Se te debe, Señor, la gloria en los cielos,

la paz honra a los hombres de buena voluntad;

eres ciertamente glorificado por el incesante canto concertado,

pero desde el cielo te complaces también con las alabanzas de los hombres.

Haz, pues, que en la tierra,

nuestros deseos de alabarte

alcancen los méritos celestiales,

de forma que los que emulamos a las potestades

del cielo en su eterna proclamación,

alcancemos el perdón de los pecados

y participemos de la suerte de los santos ángeles

por la reconciliación en la paz del mediador.

    O la del domingo IX de cotidiano (equivalente a nuestro tiempo ordinario o per annum):

 A ti, Señor, te alaban en el cielo los ángeles y las virtudes,

a ti, desde la tierra, tributa su alabanza toda la creación;

acepta con benevolencia los obsequios de la tierra,

como te complaces en la gloria

que te rinden en el cielo.

   En Roma distinto fue el proceso. Las palabras iniciales del himno “Gloria a Dios en el cielo y en la tierra paz”, al ser la de los ángeles en el Nacimiento del Salvador, indujeron a cantar este himno en la Misa de Navidad presidida por el Papa. Estamos en el siglo IV aproximadamente.

   De ahí, por imitación de la liturgia de Roma, pasó a las Misas episcopales en las solemnidades presididas por el obispo en las grandes fiestas. Lo vemos ya en los siglos V-VI, probablemente a causa del papa Símaco, hacia el año 500, hasta terminar también extendiéndose a las Misas presbiterales, la del sacerdote en su parroquia, en Pascua o en alguna celebración especialmente solemne, sobre el siglo VII. Luego, después de cantarse al principio sólo en Pascua, en las demás Misas solemnes, generalizándose en los siglos X-XI por influjo de los libros litúrgicos franco-germánicos y también por los usos monásticos.

   En el Ordo romano I, papal, del siglo VIII, leemos cómo se entona después del Kyrie: “Llegado (el Kyrie eleison) a su final, el pontífice, girándose de cara al pueblo empieza el Gloria in excelsis Deo, según sea propio o no del tiempo litúrgico. Se gira después de nuevo hacia oriente hasta el final del Gloria. Luego, se gira de nuevo hacia el pueblo y dice: La paz esté con vosotros y volviéndose de nuevo hacia oriente, dice Oremus y recita la oración. Una vez la ha concluido, se sienta. Asimismo, los obispos y los presbíteros se sientan” (n. 53).
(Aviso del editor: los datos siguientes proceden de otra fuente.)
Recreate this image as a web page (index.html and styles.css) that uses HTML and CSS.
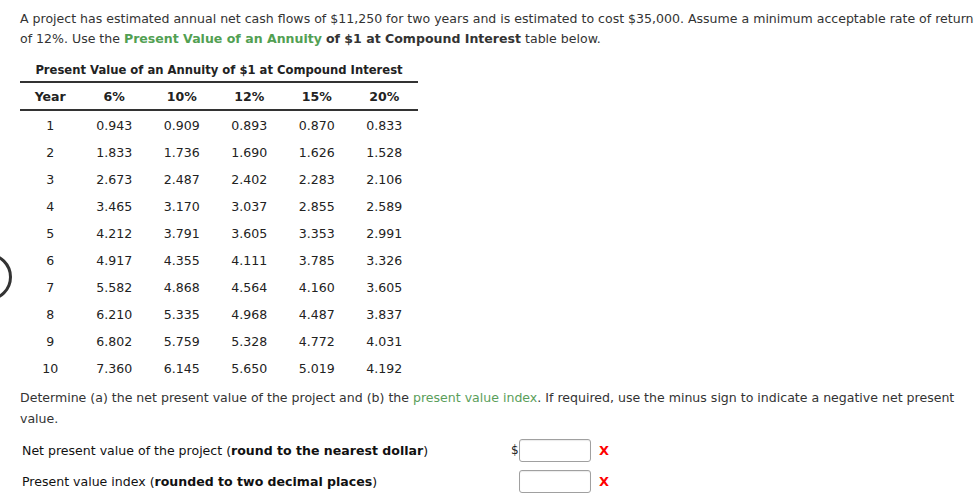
FILE: index.html
```html
<!DOCTYPE html>
<html>
<head>
<meta charset="utf-8">
<link rel="stylesheet" href="styles.css">
</head>
<body>
<div class="page">
  <p class="intro">A project has estimated annual net cash flows of $11,250 for two years and is estimated to cost $35,000. Assume a minimum acceptable rate of return of 12%. Use the <b class="green">Present Value of an Annuity</b> <b>of $1 at Compound Interest</b> table below.</p>
  <table class="pv">
    <caption>Present Value of an Annuity of $1 at Compound Interest</caption>
    <thead>
      <tr><th class="yr">Year</th><th>6%</th><th>10%</th><th>12%</th><th>15%</th><th>20%</th></tr>
    </thead>
    <tbody>
      <tr><td>1</td><td>0.943</td><td>0.909</td><td>0.893</td><td>0.870</td><td>0.833</td></tr>
      <tr><td>2</td><td>1.833</td><td>1.736</td><td>1.690</td><td>1.626</td><td>1.528</td></tr>
      <tr><td>3</td><td>2.673</td><td>2.487</td><td>2.402</td><td>2.283</td><td>2.106</td></tr>
      <tr><td>4</td><td>3.465</td><td>3.170</td><td>3.037</td><td>2.855</td><td>2.589</td></tr>
      <tr><td>5</td><td>4.212</td><td>3.791</td><td>3.605</td><td>3.353</td><td>2.991</td></tr>
      <tr><td>6</td><td>4.917</td><td>4.355</td><td>4.111</td><td>3.785</td><td>3.326</td></tr>
      <tr><td>7</td><td>5.582</td><td>4.868</td><td>4.564</td><td>4.160</td><td>3.605</td></tr>
      <tr><td>8</td><td>6.210</td><td>5.335</td><td>4.968</td><td>4.487</td><td>3.837</td></tr>
      <tr><td>9</td><td>6.802</td><td>5.759</td><td>5.328</td><td>4.772</td><td>4.031</td></tr>
      <tr><td>10</td><td>7.360</td><td>6.145</td><td>5.650</td><td>5.019</td><td>4.192</td></tr>
    </tbody>
  </table>
  <p class="determine">Determine (a) the net present value of the project and (b) the <span class="green-link">present value index</span>. If required, use the minus sign to indicate a negative net present value.</p>
  <div class="answers">
    <div class="arow">
      <span class="label">Net present value of the project (<b>round to the nearest dollar</b>)</span>
      <span class="field"><span class="cur">$</span><span class="box"></span></span>
      <span class="mark">X</span>
    </div>
    <div class="arow">
      <span class="label">Present value index (<b>rounded to two decimal places</b>)</span>
      <span class="field"><span class="cur"></span><span class="box"></span></span>
      <span class="mark">X</span>
    </div>
  </div>
</div>
<div class="ring"></div>
</body>
</html>
```

FILE: styles.css
```css
html, body {
  margin: 0;
  padding: 0;
  background: #fff;
}
body {
  font-family: "DejaVu Sans", Verdana, sans-serif;
  font-size: 12.55px;
  color: #333;
}
.page {
  padding: 9px 0 0 20px;
}
p { margin: 0; }
.intro {
  line-height: 20px;
  width: 955px;
}
.green { color: #52a052; }
.green-link { color: #5a9e5a; }
.pv {
  border-collapse: collapse;
  margin-top: 10px;
  width: 398px;
  font-size: 12.55px;
}
.pv caption {
  font-weight: bold;
  font-size: 11.6px;
  height: 22px;
  line-height: 22px;
  text-align: center;
  color: #222;
}
.pv thead th {
  border-top: 2px solid #333;
  border-bottom: 2px solid #333;
  height: 26px;
  padding: 0;
  font-weight: bold;
  color: #222;
  width: 67px;
}
.pv thead th.yr { width: 60px; }
.pv td {
  text-align: center;
  height: 27px;
  padding: 0;
  color: #222;
}
.pv tbody tr:first-child td { height: 28px; }
.determine {
  margin-top: 5px;
  line-height: 21px;
  width: 950px;
}
.answers {
  margin-top: 9px;
  padding-left: 2px;
}
.arow {
  display: flex;
  align-items: center;
  height: 24px;
  margin-bottom: 7px;
}
.label {
  width: 489px;
  color: #111;
}
.field {
  display: flex;
  align-items: center;
}
.cur {
  width: 8px;
  font-size: 12px;
  color: #222;
}
.box {
  display: block;
  width: 70px;
  height: 21px;
  border: 1px solid #a0a0a0;
  border-radius: 3px;
  box-shadow: inset 0 1px 1px rgba(0,0,0,0.08);
  background: #fff;
}
.mark {
  margin-left: 8px;
  color: #f00;
  font-weight: bold;
  font-size: 13px;
}
.ring {
  position: absolute;
  left: -36px;
  top: 253px;
  width: 42px;
  height: 42px;
  border: 3px solid #333;
  border-radius: 50%;
}
```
   Por tanto, en el ámbito del rito romano primero fue un canto excepcional, para la Navidad, y de ahí se extendió su uso para más solemnidades en la Misa episcopal, y, por último, también para la Misa presbiteral en Pascua, solemnidades y domingos.

   El contenido del Gloria es el de un himno bien articulado, que goza del sabor de la Tradición eclesial, cantado por muchas generaciones en la liturgia tanto de Oriente como de Occidente. Une la alabanza, la petición y la glorificación de Dios (que se llama doxología).
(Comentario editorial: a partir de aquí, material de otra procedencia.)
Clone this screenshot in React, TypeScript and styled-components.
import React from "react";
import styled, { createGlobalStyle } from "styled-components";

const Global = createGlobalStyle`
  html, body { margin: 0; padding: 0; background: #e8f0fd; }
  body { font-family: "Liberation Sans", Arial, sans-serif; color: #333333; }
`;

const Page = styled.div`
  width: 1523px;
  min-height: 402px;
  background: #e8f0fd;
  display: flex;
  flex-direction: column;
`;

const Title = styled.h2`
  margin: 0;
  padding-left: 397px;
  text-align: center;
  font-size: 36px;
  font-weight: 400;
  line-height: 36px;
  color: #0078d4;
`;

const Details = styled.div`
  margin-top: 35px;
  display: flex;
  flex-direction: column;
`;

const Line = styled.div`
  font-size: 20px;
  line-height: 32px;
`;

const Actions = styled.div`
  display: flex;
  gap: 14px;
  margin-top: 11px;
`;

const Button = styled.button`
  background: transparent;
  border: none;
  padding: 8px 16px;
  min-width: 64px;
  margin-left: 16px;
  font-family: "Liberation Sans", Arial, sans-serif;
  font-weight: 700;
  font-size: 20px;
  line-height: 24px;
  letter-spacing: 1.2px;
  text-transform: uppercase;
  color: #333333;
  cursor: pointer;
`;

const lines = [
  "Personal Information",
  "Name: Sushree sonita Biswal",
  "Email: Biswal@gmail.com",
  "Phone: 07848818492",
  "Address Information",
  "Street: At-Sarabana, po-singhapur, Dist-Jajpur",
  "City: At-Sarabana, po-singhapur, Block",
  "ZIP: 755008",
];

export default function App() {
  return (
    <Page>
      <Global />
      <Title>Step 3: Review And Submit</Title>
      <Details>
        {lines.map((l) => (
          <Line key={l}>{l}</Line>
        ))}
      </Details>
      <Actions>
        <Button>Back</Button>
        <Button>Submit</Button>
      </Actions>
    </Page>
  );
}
  Gloria in excelsis Deo et in terra pax hominibus bonae voluntatis!

    Arranca el himno en tono sumamente festivo con las mismas palabras que los ángeles cantaron la noche del nacimiento del Salvador. Así dispone el alma con júbilo y estupor ante la bondad de Dios y su misericordia.

    ¡Gloria a Dios! Glorificar a Dios es reconocerle como Dios único y alabarlo, es proclamar y cantar sus maravillas renunciando el hombre a buscar su propia gloria o enaltecimiento, sin idolatrarse ni idolatrar a nada ni a nadie.

    “Al Señor, tu Dios, adorarás, y sólo a Él darás culto” (Dt 6,13). Al pueblo de Israel, y hoy a la Iglesia, se le dice: “¡dad gloria a nuestro Dios!” (Dt 32,3). Los salmos son un continuo canto, dichoso y feliz, de la gloria de Dios: “los cielos proclaman la gloria de Dios” (Sal 18A), “glorifica al Señor, Jerusalén” (Sal 147). Todos están invitados: “Aclamad la gloria y el poder del Señor” (Sal 28), porque “grande es el Señor, merece toda alabanza” (Sal 144), “grande es el Señor y muy digno de alabanza” (Sal 47). “Glorificadlo” (Sal 21).

     La vida cristiana es una continua alabanza y glorificación de Dios. Nuestras buenas obras deben ser causa para que otros “den gloria a vuestro Padre que está en el cielo” (Mt 5,16) mientras que glorificamos a Cristo Señor en nuestros corazones (cf. 1P 3,15) de forma que todo, absolutamente todo lo que hagamos, es “para gloria de Dios” (1Co 10,31). Vivimos así como canta el salmo 113B: “No a nosotros, Señor, no a nosotros, sino a tu nombre da la gloria”.